Schwab’s ETF Gift Horse

September 22, 2014


There’s a reason the number for the non-Schwab funds has to be so high. Each of the issuers participating in the program is paying something to Schwab for the privilege. That’s how the regular-old mutual fund OneSource program has always worked.

However, since there are no fat 12(b)1 fees baked into ETFs, some sort of firm-level deal for product placement is most likely in place. And if you’re the issuer wading into Schwab, you’re not going to put your cheap products in, and then take a loss on every dollar.

When you combine the two razors that determine which funds get in and which funds don’t, you end up with some slightly odd lists. For example, in the latest barrage of PR, it was notable to see Pimco on the list. But if you look at the list of Pimco funds included, you may notice some absences.

Fund Ticker ER Average
Pimco 0-5 Year High Yield Corporate Bond HYS 0.55% 0.03%
Pimco Investment Grade Corporate Bond CORP 0.20% 0.13%
Pimco 25+ Year Zero Coupon U.S. Treasury ZROZ 0.15% 0.33%





There’s nothing wrong with these funds per se, but where are the really good ones, the ones people probably actually want from Pimco, like the Pimco Total Return ETF (BOND | B) or even the Pimco Enhanced Short Maturity Strategy (MINT | B)?

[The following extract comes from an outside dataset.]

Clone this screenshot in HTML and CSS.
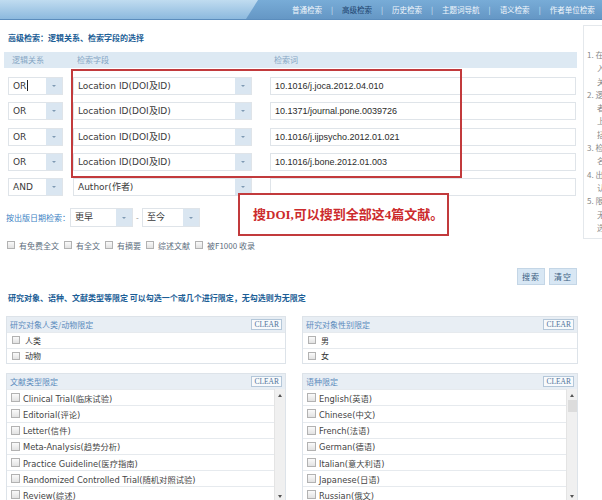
FILE: index.html
```html
<!DOCTYPE html>
<html lang="zh-CN">
<head>
    <meta charset="UTF-8">
    <meta name="viewport" content="width=device-width, initial-scale=1.0">
    <title>高级检索</title>
    <link rel="stylesheet" href="styles.css">
</head>
<body>
    <div class="topbar">
        <div class="brand"></div>
        <ul class="nav">
            <li><a href="#">普通检索</a></li>
            <li class="sep">|</li>
            <li class="on"><a href="#">高级检索</a></li>
            <li class="sep">|</li>
            <li><a href="#">历史检索</a></li>
            <li class="sep">|</li>
            <li><a href="#">主题词导航</a></li>
            <li class="sep">|</li>
            <li><a href="#">语义检索</a></li>
            <li class="sep">|</li>
            <li><a href="#">作者单位检索</a></li>
        </ul>
    </div>

    <div class="page">
        <div class="main">
            <h3 class="sec-title">高级检索：逻辑关系、检索字段的选择</h3>

            <div class="query">
                <div class="qhead">
                    <span>逻辑关系</span>
                    <span>检索字段</span>
                    <span>检索词</span>
                </div>
                <div class="qrows">
                    <div class="qrow">
                        <div class="select w-logic"><span class="val">OR<i class="caret"></i></span><span class="btn"></span></div>
                        <div class="select w-field"><span class="val">Location ID(DOI及ID)</span><span class="btn"></span></div>
                        <div class="term">10.1016/j.joca.2012.04.010</div>
                    </div>
                    <div class="qrow">
                        <div class="select w-logic"><span class="val">OR</span><span class="btn"></span></div>
                        <div class="select w-field"><span class="val">Location ID(DOI及ID)</span><span class="btn"></span></div>
                        <div class="term">10.1371/journal.pone.0039726</div>
                    </div>
                    <div class="qrow">
                        <div class="select w-logic"><span class="val">OR</span><span class="btn"></span></div>
                        <div class="select w-field"><span class="val">Location ID(DOI及ID)</span><span class="btn"></span></div>
                        <div class="term">10.1016/j.ijpsycho.2012.01.021</div>
                    </div>
                    <div class="qrow">
                        <div class="select w-logic"><span class="val">OR</span><span class="btn"></span></div>
                        <div class="select w-field"><span class="val">Location ID(DOI及ID)</span><span class="btn"></span></div>
                        <div class="term">10.1016/j.bone.2012.01.003</div>
                    </div>
                    <div class="qrow">
                        <div class="select w-logic"><span class="val">AND</span><span class="btn"></span></div>
                        <div class="select w-field"><span class="val">Author(作者)</span><span class="btn"></span></div>
                        <div class="term"></div>
                    </div>
                </div>

                <!-- red markup drawn over the form -->
                <div class="mark-box"></div>
                <div class="mark-note">搜DOI,可以搜到全部这4篇文献。</div>
            </div>

            <div class="date-row">
                <span class="date-label">按出版日期检索：</span>
                <div class="select w-from"><span class="val">更早</span><span class="btn"></span></div>
                <span class="dash">-</span>
                <div class="select w-to"><span class="val">至今</span><span class="btn"></span></div>
            </div>

            <div class="filters">
                <label><span class="cb"></span>有免费全文</label>
                <label><span class="cb"></span>有全文</label>
                <label><span class="cb"></span>有摘要</label>
                <label><span class="cb"></span>综述文献</label>
                <label><span class="cb"></span>被F1000 收录</label>
            </div>

            <div class="actions">
                <button class="act">搜索</button>
                <button class="act">清空</button>
            </div>

            <h3 class="sec-title sec-limit">研究对象、语种、文献类型等限定 可以勾选一个或几个进行限定，无勾选则为无限定</h3>

            <div class="panels">
                <div class="panel">
                    <div class="phead"><span>研究对象人类/动物限定</span><span class="clear">CLEAR</span></div>
                    <ul class="opts">
                        <li><span class="cb"></span>人类</li>
                        <li><span class="cb"></span>动物</li>
                    </ul>
                </div>
                <div class="panel">
                    <div class="phead"><span>研究对象性别限定</span><span class="clear">CLEAR</span></div>
                    <ul class="opts">
                        <li><span class="cb"></span>男</li>
                        <li><span class="cb"></span>女</li>
                    </ul>
                </div>
                <div class="panel">
                    <div class="phead"><span>文献类型限定</span><span class="clear">CLEAR</span></div>
                    <div class="plist">
                        <ul class="opts long">
                            <li><span class="cb"></span>Clinical Trial(临床试验)</li>
                            <li><span class="cb"></span>Editorial(评论)</li>
                            <li><span class="cb"></span>Letter(信件)</li>
                            <li><span class="cb"></span>Meta-Analysis(趋势分析)</li>
                            <li><span class="cb"></span>Practice Guideline(医疗指南)</li>
                            <li><span class="cb"></span>Randomized Controlled Trial(随机对照试验)</li>
                            <li><span class="cb"></span>Review(综述)</li>
                        </ul>
                        <div class="scroll"><span class="up"></span><span class="down"></span></div>
                    </div>
                </div>
                <div class="panel">
                    <div class="phead"><span>语种限定</span><span class="clear">CLEAR</span></div>
                    <div class="plist">
                        <ul class="opts long">
                            <li><span class="cb"></span>English(英语)</li>
                            <li><span class="cb"></span>Chinese(中文)</li>
                            <li><span class="cb"></span>French(法语)</li>
                            <li><span class="cb"></span>German(德语)</li>
                            <li><span class="cb"></span>Italian(意大利语)</li>
                            <li><span class="cb"></span>Japanese(日语)</li>
                            <li><span class="cb"></span>Russian(俄文)</li>
                        </ul>
                        <div class="scroll"><span class="up"></span><span class="thumb"></span><span class="down"></span></div>
                    </div>
                </div>
            </div>
        </div>

        <aside class="side">
            <ol>
                <li>1. 在检索词输入框中输入检索词，可同时输入多个检索条件，各检索条件之间用逻辑关系进行组配</li>
                <li>2. 逻辑关系包括AND（并且）、OR（或者）、NOT（不包含）三种，系统按照从上到下的顺序依次进行组配检索，不考虑括号</li>
                <li>3. 检索字段可选择标题、摘要、作者、刊名、DOI等</li>
                <li>4. 出版日期限定可选择检索的起止年份，默认为全部年份</li>
                <li>5. 限定条件可勾选一个或多个，无勾选则为无限定，点击CLEAR可取消该组的全部勾选</li>
            </ol>
        </aside>
    </div>
</body>
</html>
```

FILE: styles.css
```css
html, body {
    margin: 0;
    overflow: hidden;
}
body {
    width: 602px;
    height: 500px;
    background: #fff;
    color: #333;
    font-family: "Noto Sans CJK SC", sans-serif;
    font-size: 8px;
}
ul, ol {
    list-style: none;
    margin: 0;
    padding: 0;
}

/* top navigation bar */
.topbar {
    display: flex;
    height: 19px;
    background: linear-gradient(#78acd7, #6597c5);
    border-bottom: 1px solid #5b8dbd;
}
.brand {
    width: 258px;
    flex: none;
    background: linear-gradient(#c0dcf0, #8cb9de);
    clip-path: polygon(0 0, 100% 0, calc(100% - 12px) 100%, 0 100%);
}
.nav {
    display: flex;
    align-items: center;
    margin-left: 34px;
    font-size: 7.5px;
    white-space: nowrap;
}
.nav a {
    color: #f2f7fc;
    text-decoration: none;
}
.nav .on a {
    color: #1d436d;
}
.nav .sep {
    margin: 0 9px;
    color: #d3e5f4;
}

.page {
    display: flex;
}
.main {
    width: 580px;
    flex: none;
}

.sec-title {
    margin: 12px 0 0 8px;
    font-size: 8px;
    line-height: 12px;
    font-weight: bold;
    color: #1c5e96;
    white-space: nowrap;
}
.sec-limit {
    margin-top: 7px;
}

/* query builder */
.query {
    position: relative;
    margin-top: 8px;
    padding-left: 8px;
}
.qhead, .qrow {
    display: grid;
    grid-template-columns: 65px 197px 306px;
}
.qhead {
    width: 573px;
    height: 16px;
    box-sizing: border-box;
    margin-left: -4px;
    padding-left: 4px;
    background: #dde9f3;
    line-height: 16px;
    color: #86a6c4;
}
.qhead span {
    padding-left: 4px;
}
.qrows {
    display: grid;
    row-gap: 7.3px;
    margin-top: 9px;
}
.qrow {
    height: 18px;
}

.select {
    display: flex;
    height: 18px;
    box-sizing: border-box;
    border: 1px solid #dfe4e9;
    background: #fff;
}
.select .val {
    flex: 1;
    padding-left: 4px;
    line-height: 16px;
    font-family: "DejaVu Sans", sans-serif;
    font-size: 9px;
    color: #3a3a3a;
    white-space: nowrap;
}
.select .btn {
    width: 16px;
    margin-left: 3px;
    background: #dae6f1;
    display: flex;
    align-items: center;
    justify-content: center;
}
.select .btn::after {
    content: "";
    border-left: 2px solid transparent;
    border-right: 2px solid transparent;
    border-top: 2px solid #7f9ab4;
}
.caret {
    display: inline-block;
    width: 1px;
    height: 11px;
    margin-left: 1px;
    background: #222;
    vertical-align: -2px;
}
.w-logic { width: 55px; }
.w-field { width: 179px; }
.w-from { width: 63px; }
.w-to { width: 58px; }
.w-from .val, .w-to .val {
    font-family: "Noto Sans CJK SC", sans-serif;
    font-size: 9px;
}

.term {
    width: 306px;
    height: 18px;
    box-sizing: border-box;
    border: 1px solid #dfe4e9;
    padding-left: 4px;
    line-height: 16px;
    font-family: "Liberation Sans", Arial, sans-serif;
    font-size: 9px;
    color: #2b2b2b;
}

.mark-box {
    position: absolute;
    left: 71px;
    top: 17px;
    width: 391px;
    height: 109px;
    box-sizing: border-box;
    border: 2px solid #c23a3c;
}
.mark-note {
    position: absolute;
    left: 238px;
    top: 141px;
    width: 211px;
    height: 43px;
    box-sizing: border-box;
    border: 2px solid #c23a3c;
    background: #fff;
    padding-left: 13px;
    line-height: 39px;
    font-family: "Liberation Serif", "Noto Sans CJK SC", serif;
    font-size: 13px;
    font-weight: bold;
    color: #cc2b2d;
    white-space: nowrap;
}

/* date range */
.date-row {
    display: flex;
    align-items: center;
    height: 19px;
    margin-top: 12px;
    padding-left: 6px;
}
.date-row .select {
    height: 19px;
}
.date-label {
    width: 64px;
    color: #3b7fc4;
}
.dash {
    width: 9px;
    text-align: center;
    color: #888;
}

/* checkboxes */
.cb {
    display: inline-block;
    flex: none;
    width: 6px;
    height: 6px;
    border: 1px solid #b2b2b2;
    background: linear-gradient(#fafafa, #e2e2e2);
}
.filters {
    display: flex;
    gap: 5px;
    height: 12px;
    margin-top: 12px;
    padding-left: 7px;
    color: #5d6d7d;
}
.filters label {
    display: flex;
    align-items: center;
    gap: 4px;
    white-space: nowrap;
}

.actions {
    display: flex;
    justify-content: flex-end;
    gap: 4px;
    width: 577px;
    margin-top: 17px;
}
.act {
    width: 28px;
    height: 17px;
    padding: 0;
    border: 1px solid #c4d6e6;
    background: #d8e7f4;
    color: #3c5e82;
    font-family: "Noto Sans CJK SC", sans-serif;
    font-size: 8px;
    letter-spacing: 1px;
}

/* limit panels */
.panels {
    display: grid;
    grid-template-columns: 280px 276px;
    column-gap: 16px;
    row-gap: 9px;
    margin: 12px 0 0 6px;
}
.panel {
    border: 1px solid #dde3e9;
}
.phead {
    display: flex;
    justify-content: space-between;
    align-items: center;
    height: 15px;
    padding: 0 3px;
    background: #e8eef4;
    color: #5b8bbd;
}
.clear {
    padding: 0 2px;
    border: 1px solid #b4c7d9;
    background: #f8fafc;
    line-height: 9px;
    font-family: "Liberation Serif", serif;
    font-size: 7.5px;
    color: #4f739a;
}
.opts li {
    display: flex;
    align-items: center;
    gap: 5px;
    height: 14.5px;
    padding-left: 5px;
    border-top: 1px solid #e6eaee;
}
.plist {
    display: flex;
}
.opts.long {
    flex: 1;
}
.opts.long li {
    gap: 3px;
    height: 15.2px;
    padding-left: 4px;
    font-family: "DejaVu Sans", "Noto Sans CJK SC", sans-serif;
    font-size: 8.3px;
    color: #444;
    white-space: nowrap;
}
.opts.long .cb {
    width: 7px;
    height: 7px;
}
.scroll {
    display: flex;
    flex-direction: column;
    align-items: center;
    width: 11px;
    flex: none;
    padding: 5px 0;
    box-sizing: border-box;
    background: #f0f0f0;
    border-left: 1px solid #e4e4e4;
}
.scroll .up, .scroll .down {
    border-left: 2.5px solid transparent;
    border-right: 2.5px solid transparent;
}
.scroll .up {
    border-bottom: 3px solid #555;
}
.scroll .down {
    margin-top: auto;
    border-top: 3px solid #555;
}
.scroll .thumb {
    width: 9px;
    height: 12px;
    margin-top: 3px;
    background: #dcdcdc;
}

/* help sidebar, mostly off screen */
.side {
    width: 160px;
    height: 214px;
    flex: none;
    margin: 5px 0 0 3px;
    padding: 22px 0 0 3px;
    box-sizing: border-box;
    border: 1px solid #e4e8ec;
    color: #888;
    line-height: 13.3px;
    overflow: hidden;
}
.side li {
    padding-left: 10px;
    text-indent: -10px;
}
```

The answer, I suspect, is that those two actively managed strategies would be seen as competing too directly with Schwab’s core bond ETFs. Ditto the very popular suite of Pimco TIPS ETFs.

Similarly, while SSgA is the biggest issuer in the group (no iShares or Vanguard ETFs here), and has some 48 ETFs represented, the collection of ETFs is not what you might expect. You won’t find the SPDR S&P 500 (SPY | A-98) or the SPDR Gold Trust (GLD | A-100) or any of the Select Sector ETFs on the list, despite their enormous popularity.

In fact, the largest ETF you’ll find from SSgA on the Schwab list is the SPDR Barclays Convertible Securities ETF (CWB | C), a fund that barely cracks the top 20 ETFs offered by SSgA by assets. And you’ll find products all the way down to the tiny, almost $3 million SPDR MFS Systematic Value Equity ETF (SYV | D-69).

Why? Because SYV has an expense ratio of 60 bps and has absolutely no chance of stealing assets from Schwab’s entry in the segment, the plain-vanilla Schwab U.S. Large-Cap Value ETF (SCHV | A-90).